Jurisprudence

The Seven Things to Look for When Reading the Redacted Mueller Report

Donald Trump Jr.
Why wasn’t Donald Trump Jr. charged? Above, Trump Jr. in Grand Rapids, Michigan, on March 28. Scott Olson/Getty Images

Attorney General William Barr has indicated that a redacted version of the Mueller report is likely to be sent to Congress this week and made public. It could come any day now, though a Good Friday release, coinciding with the beginning of Passover, would be the news dump to end all news dumps. (Update, April 15, 2019, at 12:10 p.m.: On Monday, the Department of Justice announced that it expected to release the report on Thursday morning.)

Whenever the report comes, how will we know what to look for? From Barr’s summary released a few weeks ago, we expect the report to focus on both the question of possible “collusion” between Russian agents and Americans as well as whether the president obstructed justice in seeking to prevent a full and fair investigation of possible collusion.

Passover begins with asking four questions, and in that spirit, I begin with four questions about possible collusion that I have been anticipating since the Barr summary that I hope we will be able to answer once we get to dig into the report itself.

On collusion:

1. To what extent did Americans assist or cooperate with Russians or other foreign agents in hacking Democratic National Committee emails, in trying to break into American voter registration databases, or in efforts to spread “dirt” on President Donald Trump’s 2016 presidential election opponent, Hillary Clinton? We know from earlier government reports that Russian agents did all three of these things, but we do not know whether any Americans were involved or might have known at the time of the interference. Barr’s summary of Robert Mueller’s report, meanwhile, stated that Mueller’s investigation “did not establish that members of the Trump Campaign conspired or coordinated with the Russian government in its election interference activities.” Did members—or affiliates—of the campaign, though, coordinate with any Russian cutouts, such as Julian Assange’s WikiLeaks?

2. Were any of the people involved in this collusion investigation somehow connected to the Trump campaign or the Trump family? Alternatively, to what extent were campaign or family members duped by foreign agents? The Barr summary is very careful to say that there was no finding in Mueller’s report of “coordination,” which it defined in a particular legal way as an “agreement—tacit or express—between the Trump Campaign and the Russian government on election interference.” As Ben Steinberg suggests, there’s plenty of room for cooperation short of this legal standard that could be described in the report. For example, Mueller might believe that winks and nods suggested both sides were cooperating but doing so in a subtle enough way to prevent prosecutors from proving an illegal conspiracy.

3. How successful were the hacks into American voter registration databases and other election-connected computers? We have seen conflicting reports of the extent of Russian success in these endeavors, but the details have not been confirmed in an official government report. More importantly, what can be done to prevent such hacking efforts again?
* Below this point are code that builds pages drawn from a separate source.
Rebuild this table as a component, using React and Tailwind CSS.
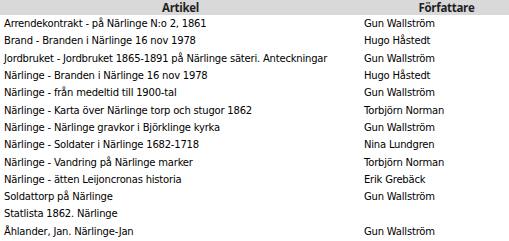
const ROWS = [
  ['Arrendekontrakt - på Närlinge N:o 2, 1861', 'Gun Wallström'],
  ['Brand - Branden i Närlinge 16 nov 1978', 'Hugo Håstedt'],
  ['Jordbruket - Jordbruket 1865-1891 på Närlinge säteri. Anteckningar', 'Gun Wallström'],
  ['Närlinge - Branden i Närlinge 16 nov 1978', 'Hugo Håstedt'],
  ['Närlinge - från medeltid till 1900-tal', 'Gun Wallström'],
  ['Närlinge - Karta över Närlinge torp och stugor 1862', 'Torbjörn Norman'],
  ['Närlinge - Närlinge gravkor i Björklinge kyrka', 'Gun Wallström'],
  ['Närlinge - Soldater i Närlinge 1682-1718', 'Nina Lundgren'],
  ['Närlinge - Vandring på Närlinge marker', 'Torbjörn Norman'],
  ['Närlinge - ätten Leijoncronas historia', 'Erik Grebäck'],
  ['Soldattorp på Närlinge', 'Gun Wallström'],
  ['Statlista 1862. Närlinge', ''],
  ['Åhlander, Jan. Närlinge-Jan', 'Gun Wallström'],
];

export default function App() {
  return (
    <div className="w-[509px] h-[241px] overflow-hidden bg-white">
      <table className="border-collapse w-[532px] table-fixed">
        <thead>
          <tr className="bg-[#d9d9d9] h-[15px]">
            <th className="w-[361px] p-0 text-center text-[11.5px] leading-[15px] font-bold tracking-[-0.3px] text-[#1f1f1f] font-['Open_Sans',sans-serif]">
              Artikel
            </th>
            <th className="p-0 text-center text-[11.5px] leading-[15px] font-bold tracking-[-0.3px] text-[#1f1f1f] font-['Open_Sans',sans-serif]">
              Författare
            </th>
          </tr>
        </thead>
        <tbody className="font-['DejaVu_Sans',sans-serif] text-[10px] text-black">
          {ROWS.map(([title, author]) => (
            <tr key={title} className="h-[17.3px]">
              <td className="p-0 pl-[4px] whitespace-nowrap leading-[17px] tracking-[-0.2px]">{title}</td>
              <td className="p-0 pl-[3px] whitespace-nowrap leading-[17px] tracking-[-0.2px]">{author}</td>
            </tr>
          ))}
        </tbody>
      </table>
    </div>
  );
}
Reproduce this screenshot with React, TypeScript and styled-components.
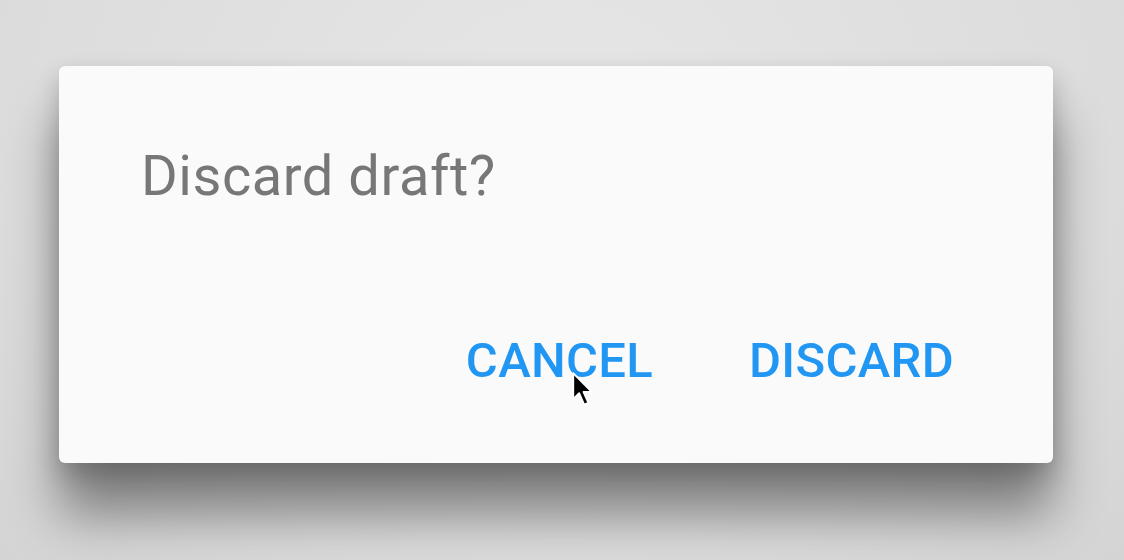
import React from 'react';
import styled, { createGlobalStyle } from 'styled-components';

const GlobalStyle = createGlobalStyle`
  html, body {
    margin: 0;
    padding: 0;
    background: #e0e0e0;
  }
  body {
    font-family: Roboto, "Noto Sans", "Liberation Sans", sans-serif;
  }
`;

const Backdrop = styled.div`
  width: 1124px;
  height: 560px;
  overflow: hidden;
  background: radial-gradient(ellipse at 50% 20%, #e6e6e6 0%, #dcdcdc 70%, #d4d4d4 100%);
  padding: 66px 0 0 59px;
  box-sizing: border-box;
`;

const Dialog = styled.div`
  width: 994px;
  height: 397px;
  background: #fafafa;
  border-radius: 6px;
  box-shadow: 0 52px 52px rgba(0, 0, 0, 0.42), 0 10px 24px rgba(0, 0, 0, 0.2);
  box-sizing: border-box;
  padding: 82px 99px 0 82px;
  display: flex;
  flex-direction: column;
`;

const Title = styled.div`
  font-size: 56px;
  color: #777;
  line-height: 1;
  letter-spacing: 0.55px;
`;

const Actions = styled.div`
  margin-top: 132px;
  display: flex;
  justify-content: flex-end;
  gap: 96px;
`;

const ActionButton = styled.button`
  position: relative;
  border: none;
  background: transparent;
  padding: 0;
  font-family: inherit;
  font-weight: 500;
  font-size: 49px;
  line-height: 1;
  color: #2196f3;
  letter-spacing: 0.3px;
  cursor: pointer;
`;

const Pointer = styled.svg`
  position: absolute;
  left: 105px;
  top: 35px;
`;

const App = () => {
  return (
    <>
      <GlobalStyle />
      <Backdrop>
        <Dialog>
          <Title>Discard draft?</Title>
          <Actions>
            <ActionButton>
              CANCEL
              <Pointer width="24" height="37" viewBox="0 0 22 34">
                <path d="M2 2 L2 26 L7.5 20.5 L12 31 L16 29.3 L11.5 19.2 L19 19.2 Z" fill="#000" stroke="#fff" strokeWidth="1.8" strokeLinejoin="round" />
              </Pointer>
            </ActionButton>
            <ActionButton>DISCARD</ActionButton>
          </Actions>
        </Dialog>
      </Backdrop>
    </>
  );
};

export default App;
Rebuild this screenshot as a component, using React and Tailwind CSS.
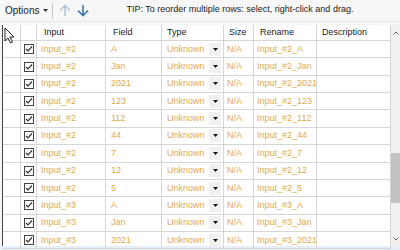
import { Fragment } from 'react'

const rows = [
  ['Input_#2', 'A'],
  ['Input_#2', 'Jan'],
  ['Input_#2', '2021'],
  ['Input_#2', '123'],
  ['Input_#2', '112'],
  ['Input_#2', '44'],
  ['Input_#2', '7'],
  ['Input_#2', '12'],
  ['Input_#2', '5'],
  ['Input_#3', 'A'],
  ['Input_#3', 'Jan'],
  ['Input_#3', '2021'],
]

function Check() {
  return (
    <div className="w-[10px] h-[10px] border border-[#444] bg-white flex items-center justify-center">
      <svg width="8" height="8" viewBox="0 0 8 8">
        <path d="M1 4 L3 6 L7 1.5" fill="none" stroke="#333" strokeWidth="1.2" />
      </svg>
    </div>
  )
}

function Row({ input, field }) {
  const cell = 'h-full border-r border-b border-[#d6d6d6] flex items-center'
  return (
    <div className="flex h-[17.36px] text-[#e2aa4c]">
      <div className={`${cell} w-[18px]`} />
      <div className={`${cell} w-[16px] justify-center`}>
        <Check />
      </div>
      <div className={`${cell} w-[69px] pl-[4px]`}>{input}</div>
      <div className={`${cell} w-[56px] pl-[5px]`}>{field}</div>
      <div className={`${cell} w-[62px] pl-[5px] justify-between`}>
        <span>Unknown</span>
        <span className="w-[12px] h-[13px] mr-[2px] bg-[#f0f0f0] flex items-center justify-center">
          <svg width="5" height="3" viewBox="0 0 5 3">
            <path d="M0 0 H5 L2.5 3 Z" fill="#111" />
          </svg>
        </span>
      </div>
      <div className={`${cell} w-[30px] pl-[3px]`}>N/A</div>
      <div className={`${cell} w-[63px] pl-[3px]`}>{input}_{field}</div>
      <div className={`${cell} w-[74px]`} />
    </div>
  )
}

export default function App() {
  const head = 'h-full border-r border-b border-[#d6d6d6] flex items-center'
  return (
    <div
      className="relative w-[400px] h-[250px] overflow-hidden bg-[#f4f5f7] text-[9px] leading-none text-[#222]"
      style={{ fontFamily: '"Liberation Sans", Arial, sans-serif' }}
    >
      {/* toolbar */}
      <div className="h-[22px] flex items-center bg-[#f7f7f8] border-b border-[#e6e8ec]">
        <span className="ml-[5px] text-[10px]">Options</span>
        <svg className="ml-[4px]" width="5" height="3" viewBox="0 0 5 3">
          <path d="M0 0 H5 L2.5 3 Z" fill="#333" />
        </svg>
        <div className="ml-[4px] w-px h-[16px] bg-[#c8c8c8]" />
        <svg className="ml-[6px]" width="12" height="13" viewBox="0 0 12 13">
          <path d="M6 12 V1.5 M1 6.5 L6 1.5 L11 6.5" fill="none" stroke="#b9c5d3" strokeWidth="1.6" />
        </svg>
        <svg className="ml-[6px]" width="12" height="13" viewBox="0 0 12 13">
          <path d="M6 1 V11.5 M1 6.5 L6 11.5 L11 6.5" fill="none" stroke="#4274b0" strokeWidth="1.6" />
        </svg>
        <span className="ml-[37px] -mt-[3px]">TIP: To reorder multiple rows: select, right-click and drag.</span>
      </div>

      {/* grid */}
      <div className="flex mt-[3px] h-[221px]">
        <div className="w-[3px]" />
        <div className="flex-1 bg-white border-l border-[#444] flex">
          <div className="w-[388px]">
            <div className="flex h-[16px]">
              <div className={`${head} w-[18px]`} />
              <div className={`${head} w-[16px]`} />
              <div className={`${head} w-[69px] pl-[7px]`}>Input</div>
              <div className={`${head} w-[56px] pl-[7px]`}>Field</div>
              <div className={`${head} w-[62px] pl-[5px]`}>Type</div>
              <div className={`${head} w-[30px] pl-[5px]`}>Size</div>
              <div className={`${head} w-[63px] pl-[6px]`}>Rename</div>
              <div className={`${head} w-[74px] pl-[5px]`}>Description</div>
            </div>
            {rows.map(([a, b], i) => (
              <Fragment key={i}>
                <Row input={a} field={b} />
              </Fragment>
            ))}
          </div>
          {/* scrollbar */}
          <div className="w-[9px] bg-[#f0f0f0] flex flex-col items-center">
            <svg className="mt-[6px]" width="6" height="4" viewBox="0 0 6 4">
              <path d="M0.5 3.5 L3 1 L5.5 3.5" fill="none" stroke="#666" strokeWidth="1" />
            </svg>
            <div className="mt-[118px] w-full h-[50px] bg-[#c2c2c2]" />
            <svg className="mt-[34px]" width="6" height="4" viewBox="0 0 6 4">
              <path d="M0.5 0.5 L3 3 L5.5 0.5" fill="none" stroke="#666" strokeWidth="1" />
            </svg>
          </div>
        </div>
      </div>
      <div className="h-[4px] bg-[#e8eef8]" />

      {/* mouse pointer */}
      <svg className="absolute left-[4px] top-[27px]" width="12" height="17" viewBox="0 0 12 17">
        <path d="M1 1 V14 L4 11 L6.5 16 L8.5 15 L6 10 H10 Z" fill="#fff" stroke="#222" strokeWidth="1" />
      </svg>
    </div>
  )
}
4. If Americans cooperated with Russians in procuring or spreading opposition research, why did Mueller not charge any Americans with any crime in this area? As I explained in an earlier Slate piece, we must learn why Mueller declined to prosecute former Trump campaign manager Paul Manafort or Trump’s son Donald Trump Jr. for apparently violating laws prohibiting the solicitation of foreign contributions to American campaigns, based on those campaign surrogates’ June 2016 meeting with Russian agents at Trump Tower. As I wrote, “How Mueller answered this question could have profound ramifications for what federal law enforcement will do to stop foreign involvement in the upcoming 2020 elections.”

I have two additional—and similarly important—questions on how Mueller judged the issue of potential presidential obstruction of justice:

1. Does Mueller’s report use any language suggesting that a reasonable prosecutor acting in her discretion could have charged Trump with obstruction but for Department of Justice policy against indicting a sitting president? We know Mueller refused to make the call on whether Trump obstructed justice, but we do not know why he made that decision and whether it had to do with the strength of the evidence. All we know is that Mueller’s report says, “while this report does not conclude that the President committed a crime, it also does not exonerate him” and Barr took the subsequent step of exonerating his boss.

2. Does Mueller point to new specific evidence Congress might consider in pursuing possible impeachment charges against Trump based upon obstruction? If Mueller left the issue for Congress, does he do so laying out clear not previously public evidence for possible impeachment, or is there not much more than a judgment call about whether Trump’s publicly known actions rise to the level of impeachable offenses?

Finally, there is a remaining question that encompasses the entire probe and how it was ultimately dealt with:

To what extent does it look like Barr is trying to protect Trump and Trump’s family, such as Donald Trump Jr.? Despite his expected redactions, has Barr made it possible to evaluate Mueller’s reasoning or the evidence collected?

This is a key question. Already Barr has given Trump a great gift by releasing a summary that has allowed Trump to claim his “exoneration” for weeks without anyone being able to raise a counterargument based on the actual evidence collected and analyzed by Mueller. We all are waiting to see if the redaction leaves a credible report, or more reason to be suspicious of Barr and a longer list of questions. We should at least know the answer to this question in a matter of days.